Anche ad agosto, quando Gheddafi ha scritto al premier "amico" invocando la fine dei raid, si poteva ancora riprendere il controllo della situazione. Invece ci siamo accollati costi dieci volte superiori agli altri senza conquistare riconoscimenti politici. Anzi, abbiamo ottenuto l'effetto opposto. Non so quanto l'omissione di Obama sia stato un incidente o una scelta. Ma non credo sia la fine di un ciclo: quando avremo recuperato una coesione interna si potrà riprendere il nostro posto nello scacchiere internazionale".

Il generale preferisce guardare oltre: "Abbiamo perso la guerra, cerchiamo di vincere la pace. Noi possiamo contribuire alla nascita di un Paese moderno e democratico, partendo dalla fiducia che i libici hanno nei nostri confronti. Tanti sgomiteranno per farsi spazio, ma noi siamo in grado di fornire mezzi, personale ed esperienza.
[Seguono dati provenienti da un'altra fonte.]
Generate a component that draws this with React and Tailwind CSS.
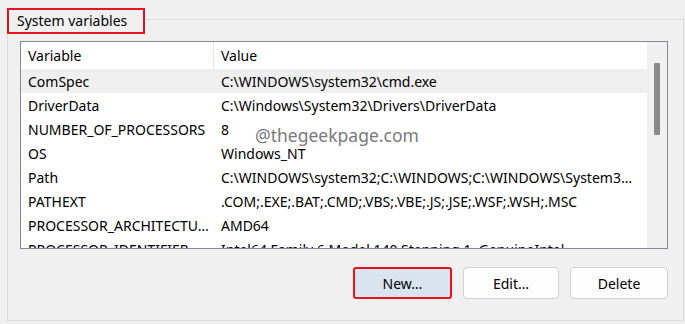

Penso alla necessità di ricostruire da zero le forze armate: noi mezzo secolo fa studiavamo in accademia con i loro cadetti. Oggi il governo dovrebbe creare un'iniziativa forte: ci sono tanti imprenditori piccoli e medi che vogliono tornare a Tripoli ma non sanno a chi rivolgersi. Ci vorrebbe una figura con ampi poteri per coordinare e garantire il nostro impegno per la ricostruzione".

Questo conflitto ha mostrato per la prima volta anche il protagonismo di un'azienda italiana, con una sua diplomazia e una sua attività autonoma sul campo: l'Eni, che ha fatto da supplente del governo nelle relazioni con gli insorti. I plenipotenziari italiani sono loro? "È nei fatti. E se guardiamo avanti, non solo l'Eni ma anche Finmeccanica hanno potenzialità enormi nella ricostruzione. Cito un esempio: a Tripoli c'è l'impianto creato da Finmeccanica per la manutenzione e costruzione di elicotteri e aerei. È intatto: basta che le nuove autorità decidano cosa farne. E che l'Italia finalmente cominci ad agire come un sistema Paese".